著者
猿谷 弘江
出版者
社会学研究会
雑誌
ソシオロジ (ISSN:05841380)
巻号頁・発行日
vol.60, no.3, pp.21-38, 2016-02-01 (Released:2020-06-20)
参考文献数
32

従来、社会運動研究は、資源動員論や政治的機会構造論に代表されるように、運動が﹁成功﹂する要因を分析することを主眼としてきた。これらの理論が前提とするのは、運動が資源や機会など何かしらを共有することによって生成するというものである。本稿は、運動の内部におけるアクター間の闘争や対立に着目し、これらが運動のプロセス、並びに運動全般の盛衰に影響を与えることを論じる。本稿は特にピエール・ブルデューによるフィールド︵界︶の理論を援用し、事例として一九六〇年の日米安保条約改定に際して生じた反対運動︵安保闘争︶を分析する。安保闘争は、戦後最大の社会運動となったにもかかわらず、社会学の理論に基づいた分析は、これまでごく限られたものとなっている。 本稿の研究では、文献調査に加え、当時運動に参加した人物へのインタビューを行った。調査の結果、安保闘争は一つの運動であったというよりもむしろ、それ以前に個別に形成された各種の運動のフィールドが、同一の物理的空間で一時的に交差した事象といえるものであることが明らかになった。本稿では特に、学生と労働者による運動を取りあげ、これらが安保闘争以前に既に個別の、かつ相互に排他的な運動のフィールドを形成していたこと、従って特定の運動のフィールドの参与者が、他の運動のフィールドに参加することは困難であったことを明らかにした。
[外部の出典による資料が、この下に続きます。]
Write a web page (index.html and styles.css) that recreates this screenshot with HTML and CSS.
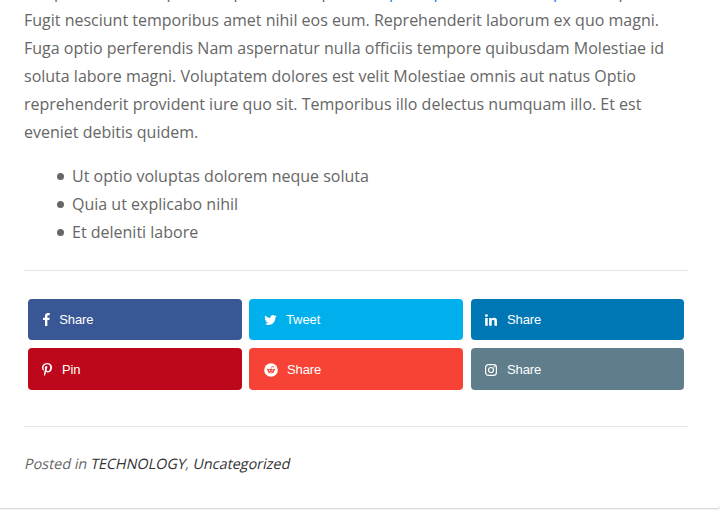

加えて、各運動のフィールドの参与者は、フィールド外の闘争よりも、当該のフィールド内での闘争に関心を向けており、安保闘争は、そうしたフィールド内の闘争のための運動となった側面があったことを明らかにした。 本稿は、フィールド理論を用いることにより、社会運動は集合行為でありながらも内部に不可避にコンフリクトを孕む点、同時にそのコンフリクトが、時に運動全般の発展をもたらす可能性もある点を示唆している。